Strapping himself for the first time in his new Super-Machine, Oswald expected the best. Somehow, the machine would change him, and he didn’t really know what the result would be.

The process, at first, was delightful. Oswald went into psycho-sexual spaces undreamt of before this time. But soon, the machine began to torture his body and soul with increasing pleasure. Oswald never dreamed that pleasure could be painful to such extent, but he felt the very fabric of his being torn to pieces by the machine. It was as if the nature of his being was being disassembled and re-assembles through sexual stimulus.

The Army scientists who were monitoring Oswald were amazed to see the readouts of the various sensors that recorded Oswald’s every molecule. Somehow, the machine was masturbating Oswald into another state of existence.

And then…

He died.

All the sensors went dead. A Five Star General supervising the experiment saw the sensors strapped to Oswald go flat-line.

“Is he dead!? Did he die?” He asked his top egghead.

“It seems so… Sir!” replied the white-robed nerd.

The Five Star General walked closer and closer to the dead masturbator strapped to the tentacle machine. He touched the seemingly lifeless arm of the inventor.

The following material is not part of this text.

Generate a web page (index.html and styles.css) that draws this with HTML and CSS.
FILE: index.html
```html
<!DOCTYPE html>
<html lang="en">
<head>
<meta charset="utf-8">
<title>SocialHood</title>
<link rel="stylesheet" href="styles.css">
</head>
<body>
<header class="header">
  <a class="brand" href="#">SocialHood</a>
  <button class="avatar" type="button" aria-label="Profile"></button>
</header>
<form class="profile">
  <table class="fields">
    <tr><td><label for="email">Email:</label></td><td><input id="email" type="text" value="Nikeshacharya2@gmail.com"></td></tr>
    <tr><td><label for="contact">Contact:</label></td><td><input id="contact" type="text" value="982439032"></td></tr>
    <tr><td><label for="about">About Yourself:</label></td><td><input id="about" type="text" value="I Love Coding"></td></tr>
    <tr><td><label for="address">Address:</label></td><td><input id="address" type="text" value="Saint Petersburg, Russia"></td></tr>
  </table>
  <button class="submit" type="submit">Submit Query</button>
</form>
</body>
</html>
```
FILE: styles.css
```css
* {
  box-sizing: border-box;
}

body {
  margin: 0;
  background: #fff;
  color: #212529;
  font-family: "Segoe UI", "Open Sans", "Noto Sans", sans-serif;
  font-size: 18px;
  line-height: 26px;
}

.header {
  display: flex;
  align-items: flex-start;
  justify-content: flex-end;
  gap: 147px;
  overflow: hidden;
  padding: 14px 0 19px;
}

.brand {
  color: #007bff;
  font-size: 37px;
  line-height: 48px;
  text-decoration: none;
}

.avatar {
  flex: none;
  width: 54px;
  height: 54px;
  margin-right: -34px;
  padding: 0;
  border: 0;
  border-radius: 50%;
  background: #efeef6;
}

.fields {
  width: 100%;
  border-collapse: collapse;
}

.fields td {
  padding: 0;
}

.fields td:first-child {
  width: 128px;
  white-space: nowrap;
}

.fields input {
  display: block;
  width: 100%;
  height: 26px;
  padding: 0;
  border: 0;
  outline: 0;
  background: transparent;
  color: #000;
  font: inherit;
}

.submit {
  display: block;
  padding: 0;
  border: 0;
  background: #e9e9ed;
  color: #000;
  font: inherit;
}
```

And suddenly, Oswald sprang to life.

The General gave a jump backward and pulled out his sidearm.

But Oswald simply got up, unstrapped from the machine, and looked at the general, twisting his neck to one side and then the other. His eyes were glazed, as if he was still dreaming.

“Jesus Christ, man! What happened to you, man!?” cried the General.

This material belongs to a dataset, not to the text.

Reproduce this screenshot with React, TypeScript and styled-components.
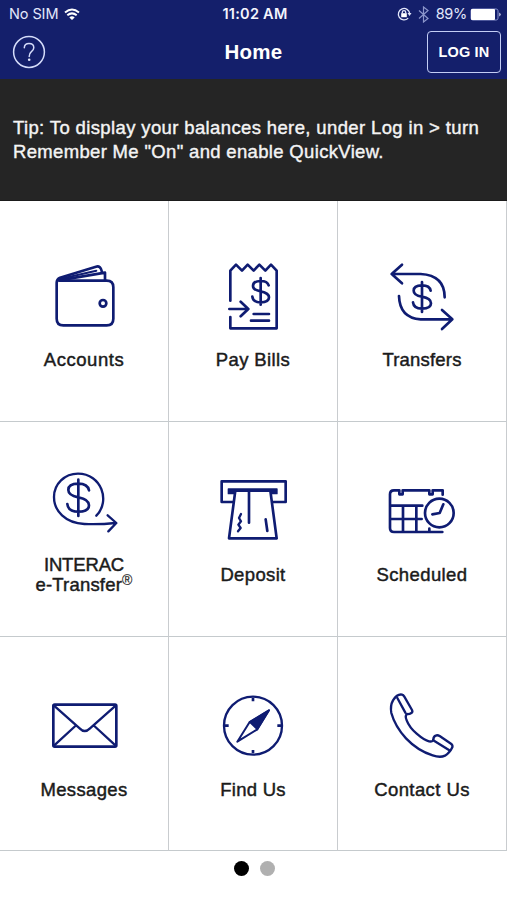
import React from "react";
import styled, { createGlobalStyle } from "styled-components";

const NAVY = "#141f6b";
const INK = "#0f1c72";

const GlobalStyle = createGlobalStyle`
  *, *::before, *::after { box-sizing: border-box; }
  html, body { margin: 0; padding: 0; background: #fff; }
  body { font-family: "Liberation Sans", Arial, Helvetica, sans-serif; overflow: hidden; }
`;

const Screen = styled.main`
  width: 507px;
  height: 900px;
  display: flex;
  flex-direction: column;
  background: #fff;
  overflow: hidden;
`;

const StatusBar = styled.div`
  height: 27px;
  flex: none;
  display: grid;
  grid-template-columns: 1fr auto 1fr;
  align-items: center;
  padding: 1px 6px 0 9px;
  background: ${NAVY};
  color: #e3e7fb;
  font-family: Inter, "Liberation Sans", sans-serif;
`;

const StatusGroup = styled.div<{ $end?: boolean }>`
  display: flex;
  align-items: center;
  justify-content: ${(p) => (p.$end ? "flex-end" : "flex-start")};
`;

const StatusText = styled.span<{ $track: number }>`
  font-size: 14.5px;
  letter-spacing: ${(p) => p.$track}px;
  line-height: 20px;
  white-space: nowrap;
`;

const Clock = styled.span`
  font-size: 14.5px;
  font-weight: 600;
  letter-spacing: 0.25px;
  line-height: 20px;
  color: #f4f5fd;
  white-space: nowrap;
`;

const WifiIcon = styled.svg`
  width: 16px;
  height: 13px;
  margin-left: 6px;
`;

const LockIcon = styled.svg`
  width: 15px;
  height: 14px;
  margin-right: 6px;
`;

const BluetoothIcon = styled.svg`
  width: 11px;
  height: 17px;
  margin-right: 7px;
`;

const BatteryIcon = styled.svg`
  width: 31px;
  height: 13px;
  margin-left: 3px;
`;

const Header = styled.header`
  height: 52px;
  flex: none;
  display: grid;
  grid-template-columns: 1fr auto 1fr;
  align-items: center;
  padding: 0 6px 2px 12px;
  background: ${NAVY};
  color: #fff;
`;

const HelpButton = styled.button`
  width: 34px;
  height: 34px;
  padding: 0;
  border: 0;
  background: none;
  svg { display: block; }
`;

const Title = styled.h1`
  margin: 0 6px 0 0;
  font-size: 20.5px;
  line-height: 24px;
  font-weight: 700;
  letter-spacing: 0.25px;
`;

const LoginButton = styled.button`
  justify-self: end;
  width: 74px;
  height: 42px;
  padding: 0 0 1px;
  border: 1.5px solid #c3cdf5;
  border-radius: 4px;
  background: none;
  color: #fff;
  font: 700 14.5px/20px "Liberation Sans", Arial, sans-serif;
  letter-spacing: 0.15px;
  white-space: nowrap;
`;

const Tip = styled.section`
  height: 122px;
  flex: none;
  padding: 37px 13px 0;
  background: #252525;
  border-bottom: 1px solid #1b1b1b;
  color: #f4f4f4;
  font-size: 18.5px;
  line-height: 24px;
  -webkit-text-stroke: 0.4px #f4f4f4;
`;

const TipLine = styled.div<{ $track: number }>`
  letter-spacing: ${(p) => p.$track}px;
  white-space: nowrap;
`;

const Grid = styled.nav`
  flex: none;
  display: grid;
  grid-template-columns: 169px 169px 169px;
  grid-template-rows: 221px 215px 214px;
`;

const Cell = styled.a<{ $top: number; $gap: number }>`
  display: flex;
  flex-direction: column;
  align-items: center;
  padding-top: ${(p) => p.$top}px;
  gap: ${(p) => p.$gap}px;
  border-right: 1px solid #c9cccf;
  border-bottom: 1px solid #c5cacd;
  color: #1b1b1b;
`;

const TileIcon = styled.svg`
  width: 80px;
  height: 80px;
  flex: none;
  fill: none;
  stroke: ${INK};
  stroke-width: 8;
  stroke-linecap: round;
  stroke-linejoin: round;
`;

const Label = styled.span`
  height: 40px;
  display: flex;
  flex-direction: column;
  justify-content: center;
  align-items: center;
  font-size: 18.5px;
  -webkit-text-stroke: 0.45px #1b1b1b;
`;

const LabelLine = styled.span<{ $track: number }>`
  line-height: 20px;
  letter-spacing: ${(p) => p.$track}px;
  white-space: nowrap;
`;

const Mark = styled.sup`
  font-size: 14px;
  line-height: 0;
  vertical-align: 6px;
  -webkit-text-stroke-width: 0.15px;
`;

const Pager = styled.div`
  display: flex;
  justify-content: center;
  gap: 11px;
  padding: 10px 0 0 1px;
`;

const Dot = styled.span<{ $on?: boolean }>`
  width: 15px;
  height: 15px;
  border-radius: 50%;
  background: ${(p) => (p.$on ? "#000" : "#b0b0b0")};
`;

type Line = { text: string; track: number; mark?: boolean };
type Tile = { lines: Line[]; view: string; art: React.ReactNode };

const tiles: Tile[] = [
  {
    lines: [{ text: "Accounts", track: 0.55 }],
    view: "43 21 240 240",
    art: (
      <>
        <path d="M90 92H231Q251 92 251 112V206Q251 226 231 226H101Q81 226 81 206V98Q81 87 91 83L199 50Q213 46 217 66" />
        <path d="M88 91L226 68V91" />
        <path d="M94 86L200 62" strokeWidth="6" />
        <circle cx="220" cy="160" r="10" />
      </>
    ),
  },
  {
    lines: [{ text: "Pay Bills", track: 0.4 }],
    view: "40 21 240 240",
    art: (
      <>
        <path d="M92 152V62L109 44L127 62L144 44L162 62L179 44L197 62L214 44L231 62V235H92V201" />
        <path d="M89 177H145M123 155L146 177L123 199M162 192H208M154 212H208" />
        <path d="M183 84V164M207 106Q203 93 183 93Q160 93 160 108Q160 120 183 124Q208 129 208 142Q208 157 183 157Q160 157 158 140" />
      </>
    ),
  },
  {
    lines: [{ text: "Transfers", track: 0.2 }],
    view: "37 21 240 240",
    art: (
      <>
        <path d="M97 44L66 72L97 100M66 72H153Q225 76 225 142" />
        <path d="M217 180L248 208L217 237M248 208H153Q90 204 88 138" />
        <path d="M157 96V186M183 122Q180 106 157 106Q132 106 132 122Q132 136 157 140Q184 145 184 160Q184 176 157 176Q132 176 130 157" />
      </>
    ),
  },
  {
    lines: [
      { text: "INTERAC", track: -0.15 },
      { text: "e-Transfer", track: 0.2, mark: true },
    ],
    view: "43 30 240 240",
    art: (
      <>
        <path d="M200 167C243 124 216 41 145 41C105 41 73 72 73 111C73 153 107 189 164 192Q210 194 257 189M234 166L260 189L236 214" strokeWidth="7" />
        <path d="M146 59V168M178 91Q174 71 146 71Q116 71 116 90Q116 106 146 112Q178 118 178 136Q178 155 146 155Q115 155 113 132" />
      </>
    ),
  },
  {
    lines: [{ text: "Deposit", track: 0.35 }],
    view: "40 30 240 240",
    art: (
      <>
        <path d="M103 126H66V64H258V126H216" />
        <path d="M86 87H232V101H86Z" strokeWidth="4" fill={INK} />
        <path d="M107 92H212L231 235H88Z" fill="#fff" />
        <path d="M148 92V188M198 178L203 213" />
        <path d="M124 162L118 174L124 184L116 194L123 204L115 214" strokeWidth="7" />
      </>
    ),
  },
  {
    lines: [{ text: "Scheduled", track: 0.4 }],
    view: "37 30 240 240",
    art: (
      <>
        <path d="M219 104V91H189V103H179V91H99V103H89V91H73Q61 91 61 103V204Q61 216 73 216H218M179 216V206" />
        <path d="M64 137H158M64 177H156M100 138V215M140 138V215" />
        <circle cx="209" cy="159" r="43" />
        <path d="M221 133L210 159L188 163" />
      </>
    ),
  },
  {
    lines: [{ text: "Messages", track: 0.35 }],
    view: "43 18 240 240",
    art: (
      <>
        <rect x="71" y="74" width="189" height="126" rx="4" />
        <path d="M73 77L150 145Q165 161 181 145L258 77M73 197L137 138M258 197L194 138" strokeWidth="7" />
      </>
    ),
  },
  {
    lines: [{ text: "Find Us", track: 0.25 }],
    view: "40 18 240 240",
    art: (
      <>
        <circle cx="160" cy="137" r="87" strokeWidth="7" />
        <path d="M160 53V64M160 210V220M76 137H87M233 137H244" strokeLinecap="butt" />
        <path d="M208 91L150 126L113 185L173 148Z" strokeWidth="6" />
        <path d="M208 91L150 126L173 148Z" strokeWidth="5" fill={INK} />
      </>
    ),
  },
  {
    lines: [{ text: "Contact Us", track: 0.42 }],
    view: "37 18 240 240",
    art: (
      <g strokeWidth="7">
        <path d="M70 61Q83 41 97 44Q101 45 104 50L127 90Q130 96 125 99Q119 103 112 102Q105 108 111 121Q119 142 141 161Q164 181 178 184Q190 186 191 179Q191 170 198 167Q203 164 210 168L244 191Q250 195 248 202Q240 219 226 227Q211 234 189 226Q144 212 109 175Q76 139 65 99Q61 77 70 61Z" />
        <path d="M83 54L107 98M193 182L239 211" />
      </g>
    ),
  },
];

const rowMetrics = [
  { top: 56, gap: 3 },
  { top: 48, gap: 5 },
  { top: 49, gap: 4 },
];

export default function App() {
  return (
    <>
      <GlobalStyle />
      <Screen>
        <StatusBar>
          <StatusGroup>
            <StatusText $track={-0.1}>No SIM</StatusText>
            <WifiIcon viewBox="0 0 16 13" fill="none" stroke="#fff" strokeWidth="2">
              <path d="M1 4.4Q8-1.4 15 4.4M3.3 7.3Q8 3.4 12.7 7.3" />
              <path d="M8 12L5.3 9.4Q8 7.3 10.7 9.4Z" fill="#fff" stroke="none" />
            </WifiIcon>
          </StatusGroup>
          <Clock>11:02 AM</Clock>
          <StatusGroup $end>
            <LockIcon viewBox="0 0 15 14" fill="none" stroke="#e3e7fb" strokeWidth="1.3">
              <path d="M11.2 11.1A5.7 5.7 0 1 1 12.7 6.5" />
              <path d="M10.5 6L14.5 6L12.5 9Z" fill="#e3e7fb" stroke="none" />
              <rect x="4.2" y="6.2" width="5.6" height="4" fill="#fff" stroke="none" />
              <path d="M5.3 6.5V5.2Q5.3 3.7 7 3.7Q8.7 3.7 8.7 5.2V6.5" />
            </LockIcon>
            <BluetoothIcon viewBox="0 0 11 17" fill="none" stroke="#8c96cb" strokeWidth="1.2">
              <path d="M1 4.5L10 12.5L5.5 16V1L10 4.5L1 12.5" />
            </BluetoothIcon>
            <StatusText $track={-0.3}>89%</StatusText>
            <BatteryIcon viewBox="0 0 31 13">
              <rect x="1" y="1" width="27" height="11" rx="1.8" fill="none" stroke="#8791cc" />
              <rect x="1" y="1" width="24" height="11" rx="1" fill="#fff" />
              <path d="M29.3 4.5Q32 6.5 29.3 8.5Z" fill="#dfe3fa" />
            </BatteryIcon>
          </StatusGroup>
        </StatusBar>

        <Header>
          <HelpButton aria-label="Help">
            <svg width="34" height="34" viewBox="0 0 34 34" fill="none" stroke="#d5dcfa" strokeWidth="1.5">
              <circle cx="17" cy="17" r="15.4" />
              <path d="M12.3 12.8Q12.5 8.6 17 8.6Q21.8 8.6 21.8 12.8Q21.8 15 19.2 16.9Q17.2 18.4 17.2 21.5" strokeLinecap="round" />
              <circle cx="17.2" cy="24.8" r="1.3" fill="#e3e7fb" stroke="none" />
            </svg>
          </HelpButton>
          <Title>Home</Title>
          <LoginButton>LOG IN</LoginButton>
        </Header>

        <Tip>
          <TipLine $track={0.37}>Tip: To display your balances here, under Log in &gt; turn</TipLine>
          <TipLine $track={0.33}>Remember Me "On" and enable QuickView.</TipLine>
        </Tip>

        <Grid>
          {tiles.map((tile, i) => {
            const m = rowMetrics[Math.floor(i / 3)];
            return (
              <Cell key={tile.lines[0].text} $top={m.top} $gap={m.gap}>
                <TileIcon viewBox={tile.view}>{tile.art}</TileIcon>
                <Label>
                  {tile.lines.map((line) => (
                    <LabelLine key={line.text} $track={line.track}>
                      {line.text}
                      {line.mark && <Mark>®</Mark>}
                    </LabelLine>
                  ))}
                </Label>
              </Cell>
            );
          })}
        </Grid>

        <Pager>
          <Dot $on />
          <Dot />
        </Pager>
      </Screen>
    </>
  );
}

Oswald shook his head again, and suddenly, he began to glow. He was glowing like a radioactive light bulb. The General jumped further back, all the scientists in the lab too. Armed soldiers stormed the lab.

And Oswald shrugged his arms and exploded. The powerful explosion knocked everybody off their feet, but somehow, although every atom of Oswald’s body was torn out of its place by the explosion, the “essence” of Oswald kept its form. Somehow, Oswald exploded without exploding. His skin, muscle, flesh, his bones… All of them flew into tiny pieces, but they didn’t either. As if two Oswalds suddenly appeared in the same place at the same time occupying the same space. And one of these Oswalds blew up and the other didn’t.

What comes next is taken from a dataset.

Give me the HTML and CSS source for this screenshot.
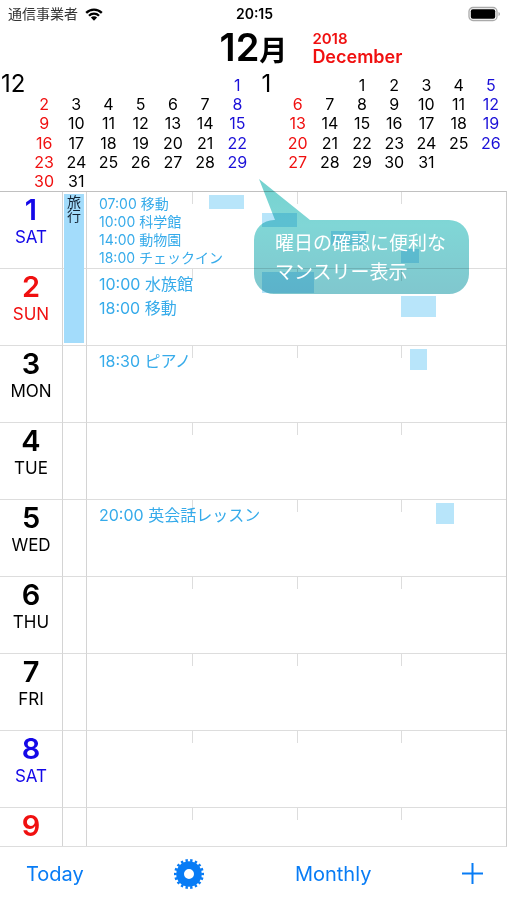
FILE: index.html
```html
<!DOCTYPE html>
<html lang="ja">
<head>
<meta charset="utf-8">
<meta name="viewport" content="width=device-width, initial-scale=1">
<title>12月</title>
<link rel="stylesheet" href="styles.css">
</head>
<body>
<div class="status">
  <div class="carrier">
    <span>通信事業者</span>
    <svg width="18" height="13" viewBox="0 0 18 13" aria-hidden="true"><path d="M1.2 4.900a11 11 0 0 1 15.600 0M4 7.800a7 7 0 0 1 10 0" fill="none" stroke="#000" stroke-width="2.300"/><path d="M5.900 9.500a4.400 4.400 0 0 1 6.200 0L9 12.700z"/></svg>
  </div>
  <div class="clock">20:15</div>
  <svg class="battery" width="33" height="16" viewBox="0 0 33 16" aria-hidden="true"><rect x="1" y="1.500" width="28" height="13" rx="4" fill="#fff" stroke="#aaa" stroke-width="1.300"/><rect x="2.800" y="3.300" width="24.400" height="9.400" rx="2"/><path d="M30.500 6v4q1.500-.5 1.500-2t-1.500-2" fill="#aaa"/></svg>
</div>

<header class="title">
  <h1>12<span>月</span></h1>
  <div class="title-en"><div class="year">2018</div><div class="month">December</div></div>
</header>

<div class="months">
  <section class="mini">
    <h2>12</h2>
    <table>
      <tr><td></td><td></td><td></td><td></td><td></td><td></td><td>1</td></tr>
      <tr><td>2</td><td>3</td><td>4</td><td>5</td><td>6</td><td>7</td><td>8</td></tr>
      <tr><td>9</td><td>10</td><td>11</td><td>12</td><td>13</td><td>14</td><td>15</td></tr>
      <tr><td>16</td><td>17</td><td>18</td><td>19</td><td>20</td><td>21</td><td>22</td></tr>
      <tr><td>23</td><td>24</td><td>25</td><td>26</td><td>27</td><td>28</td><td>29</td></tr>
      <tr><td>30</td><td>31</td><td></td><td></td><td></td><td></td><td></td></tr>
    </table>
  </section>
  <section class="mini">
    <h2 class="next">1</h2>
    <table>
      <tr><td></td><td></td><td>1</td><td>2</td><td>3</td><td>4</td><td>5</td></tr>
      <tr><td>6</td><td>7</td><td>8</td><td>9</td><td>10</td><td>11</td><td>12</td></tr>
      <tr><td>13</td><td>14</td><td>15</td><td>16</td><td>17</td><td>18</td><td>19</td></tr>
      <tr><td>20</td><td>21</td><td>22</td><td>23</td><td>24</td><td>25</td><td>26</td></tr>
      <tr><td>27</td><td>28</td><td>29</td><td>30</td><td>31</td><td></td><td></td></tr>
      <tr><td>&nbsp;</td><td></td><td></td><td></td><td></td><td></td><td></td></tr>
    </table>
  </section>
</div>

<main class="week">
  <div class="span-event">旅行</div>

  <div class="date sat"><b>1</b><span>SAT</span></div>
  <div class="lane"></div>
  <div class="timeline small">
    <div class="ticks"><i></i><i></i><i></i><i></i></div>
    <div class="event"><div class="bar" style="grid-column: 15 / span 4"></div><p>07:00 移動</p></div>
    <div class="event"><div class="bar" style="grid-column: 21 / span 4"></div><p>10:00 科学館</p></div>
    <div class="event"><div class="bar" style="grid-column: 29 / span 4"></div><p>14:00 動物園</p></div>
    <div class="event"><div class="bar" style="grid-column: 37 / span 2"></div><p>18:00 チェックイン</p></div>
  </div>

  <div class="date sun"><b>2</b><span>SUN</span></div>
  <div class="lane"></div>
  <div class="timeline">
    <div class="ticks"><i></i><i></i><i></i><i></i></div>
    <div class="event"><div class="bar" style="grid-column: 21 / span 6"></div><p>10:00 水族館</p></div>
    <div class="event"><div class="bar" style="grid-column: 37 / span 4"></div><p>18:00 移動</p></div>
  </div>

  <div class="date"><b>3</b><span>MON</span></div>
  <div class="lane"></div>
  <div class="timeline">
    <div class="ticks"><i></i><i></i><i></i><i></i></div>
    <div class="event"><div class="bar" style="grid-column: 38 / span 2"></div><p>18:30 ピアノ</p></div>
  </div>

  <div class="date"><b>4</b><span>TUE</span></div>
  <div class="lane"></div>
  <div class="timeline"><div class="ticks"><i></i><i></i><i></i><i></i></div></div>

  <div class="date"><b>5</b><span>WED</span></div>
  <div class="lane"></div>
  <div class="timeline">
    <div class="ticks"><i></i><i></i><i></i><i></i></div>
    <div class="event"><div class="bar" style="grid-column: 41 / span 2"></div><p>20:00 英会話レッスン</p></div>
  </div>

  <div class="date"><b>6</b><span>THU</span></div>
  <div class="lane"></div>
  <div class="timeline"><div class="ticks"><i></i><i></i><i></i><i></i></div></div>

  <div class="date"><b>7</b><span>FRI</span></div>
  <div class="lane"></div>
  <div class="timeline"><div class="ticks"><i></i><i></i><i></i><i></i></div></div>

  <div class="date sat"><b>8</b><span>SAT</span></div>
  <div class="lane"></div>
  <div class="timeline"><div class="ticks"><i></i><i></i><i></i><i></i></div></div>

  <div class="date sun"><b>9</b></div>
  <div class="lane"></div>
  <div class="timeline"><div class="ticks"><i></i><i></i><i></i><i></i></div></div>
</main>

<nav class="toolbar">
  <button type="button">Today</button>
  <button type="button" aria-label="Settings">
    <svg width="30" height="30" viewBox="0 0 30 30"><circle cx="15" cy="15" r="8.900" fill="none" stroke="currentColor" stroke-width="7.800"/><circle cx="15" cy="15" r="13.600" fill="none" stroke="currentColor" stroke-width="2.800" pathLength="36" stroke-dasharray="1 1" stroke-dashoffset=".5"/></svg>
  </button>
  <button type="button">Monthly</button>
  <button type="button" aria-label="Add">
    <svg width="21" height="21" viewBox="0 0 21 21"><path d="M10.500 0v21M0 10.500h21" stroke="currentColor" stroke-width="2"/></svg>
  </button>
</nav>

<svg class="callout-shape" width="215" height="115" viewBox="0 0 215 115" aria-hidden="true">
  <defs><linearGradient id="teal" x1="0" y1="0" x2="0" y2="1"><stop offset="0" stop-color="#74d2cf"/><stop offset=".4" stop-color="#80d6d6"/><stop offset="1" stop-color="#80c7ce"/></linearGradient></defs>
  <path fill="url(#teal)" d="M5 0L56 41H195a20 20 0 0 1 20 20V95a20 20 0 0 1-20 20H20a20 20 0 0 1-20-20V61a20 20 0 0 1 20-20H21z"/>
</svg>
<p class="callout-text">曜日の確認に便利な<br>マンスリー表示</p>
</body>
</html>
```
FILE: styles.css
```css
* { box-sizing: border-box; }

body {
  position: relative;
  display: flex;
  flex-direction: column;
  height: 100vh;
  margin: 0;
  background: #fff;
  color: #000;
  font-family: Inter, "Noto Sans CJK JP", sans-serif;
  overflow: hidden;
}

h1, h2, p { margin: 0; font-weight: 400; }

.status {
  display: grid;
  grid-template-columns: 1fr auto 1fr;
  align-items: center;
  height: 28px;
  padding: 0 6px 0 8px;
  font-size: 14px;
  line-height: 20px;
}
.carrier { display: flex; align-items: center; gap: 7px; color: #333; }
.clock { font-weight: 600; }
.battery { justify-self: end; }

.title {
  display: grid;
  grid-template-columns: 1fr auto 1fr;
  align-items: center;
  column-gap: 25px;
  height: 47px;
  padding-bottom: 8px;
}
.title h1 {
  grid-column: 2;
  font-size: 38px;
  line-height: 38px;
  font-weight: 600;
}
.title h1 span { font-size: 28px; }
.title-en { color: #f01010; font-weight: 600; }
.year { font-size: 15px; line-height: 16px; }
.month { font-size: 18px; line-height: 20px; }

.months { display: grid; grid-template-columns: 1fr 1fr; }
.mini { display: grid; grid-template-columns: 28px 1fr; }
.mini h2 { font-size: 24px; line-height: 18px; padding-left: 1px; }
.mini .next { padding-left: 8px; }
.mini table {
  width: 100%;
  height: 116px;
  table-layout: fixed;
  border-collapse: collapse;
  font-size: 16px;
  line-height: 18px;
  text-align: center;
}
.mini td { padding: 0; }
.mini td:first-child { color: #f01010; }
.mini td:last-child { color: #1a0fd8; }

.week {
  flex: 1;
  min-height: 0;
  display: grid;
  grid-template-columns: 62px 24px 1fr;
  grid-auto-rows: 77px;
  overflow: hidden;
  border-top: 1px solid #c0c0c0;
  border-bottom: 1px solid #ddd;
  border-right: 1px solid #ccc;
}
.date, .lane, .timeline { border-bottom: 1px solid #ddd; }
.date { grid-column: 1; padding-top: 1px; text-align: center; }
.lane { grid-column: 2; border-left: 1px solid #d4d4d4; }
.date b {
  display: block;
  font-size: 29px;
  line-height: 34px;
  font-weight: 600;
}
.date span { display: block; font-size: 17px; line-height: 20px; }
.sat { color: #1408e8; }
.sun { color: #f01010; }

.span-event {
  grid-column: 2;
  grid-row: 1 / 3;
  z-index: 1;
  margin: 2px 2px 3px;
  padding: 1px 3px;
  background: #a3dcfb;
  color: #123;
  font-size: 14px;
  line-height: 14px;
}
.date:nth-of-type(2), .date:nth-of-type(2) + .lane,
.date:nth-of-type(2) + .lane + .timeline { grid-row: 1; }
.date:nth-of-type(5), .date:nth-of-type(5) + .lane,
.date:nth-of-type(5) + .lane + .timeline { grid-row: 2; }

.timeline {
  grid-column: 3;
  display: grid;
  grid-template-columns: 1fr;
  grid-auto-rows: 24px;
  padding-top: 3px;
  border-left: 1px solid #d4d4d4;
}
.ticks {
  grid-area: 1 / 1;
  display: grid;
  grid-template-columns: repeat(4, 1fr);
  height: 12px;
  margin-top: -3px;
}
.ticks i + i { border-left: 1px solid #ddd; }
.event {
  grid-column: 1;
  display: grid;
  grid-template-columns: repeat(48, 1fr);
}
.ticks + .event { grid-row: 1; }
.bar { grid-row: 1; height: 21px; background: #b8e5fa; }
.event p {
  grid-area: 1 / 1 / 2 / -1;
  padding-left: 12px;
  color: #36abea;
  font-size: 16px;
  line-height: 24px;
}
.small { grid-auto-rows: 18px; }
.small .bar { height: 14px; }
.small .event p { font-size: 14px; line-height: 18px; }

.toolbar {
  display: flex;
  align-items: center;
  justify-content: space-between;
  height: 53px;
  padding: 0 24px 0 26px;
}
.toolbar button {
  display: flex;
  padding: 0;
  border: 0;
  background: none;
  color: #087cf5;
  font: inherit;
  font-size: 20px;
  line-height: 24px;
}

.callout-shape {
  position: absolute;
  top: 179px;
  left: 254px;
  z-index: 2;
  mix-blend-mode: multiply;
}
.callout-text {
  position: absolute;
  top: 229px;
  left: 275px;
  z-index: 3;
  color: #fff;
  font-size: 19px;
  line-height: 29px;
}
```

Naked, perfectly still, Oswald stood there, looking at the ruins of his super-secret lab.

The Five Star General got up and pointed his sidearm at Oswald.

“Mister, you better explain yourself!” He shouted.

But Oswald ignored him completely. Instead, he began to “rise”.

“Stop that man!” Shouted the General to his soldiers, who rushed Oswald and tried to grab him.

But some kind of invisible force knocked them out of their feet the moment they tried to hold on to Oswald. And Oswald rose and rose beyond the cavernous ceiling of the lab, past the bunkers, the higher levels, and finally into the fresh air.

It was daytime outside, and Oswald rose and rose higher and higher.

And soon, he was no longer seen.

Helga didn’t really believe her husband had disappeared. She thought maybe the Government had killed him to keep him quiet about the machine and steal his project. Still, the Government let her keep her money and her mansion, and she lived the rest of her life in reclusion, addicted to the machine.

Volkswagen was sued numerous times regarding the addictive properties of the machine. Apparently, some folks became so addicted to the machine that they were unable to keep a job, lost their marriages, abandoned their kids… hell, some even lost their minds. So the machine was pulled off the shelves, and the car company went back to making cars.

The US Government shelved the Oswald project and went back to killing black, brown, and yellow people in faraway lands.

And Oswald?

Well… Oswald sightings became commonplace. Some folks claimed he had become a God. Others said he was the devil. A church grew out of his ashes, with masturbation as its principal communion. The machine went underground, with adherents and devotees trying to imitate the path of Oswald to rise up to heaven.

You could say Oswald is now everywhere, always. But he was also neither here… Nor there. His masturbatory machine had masturbated him into transcendence.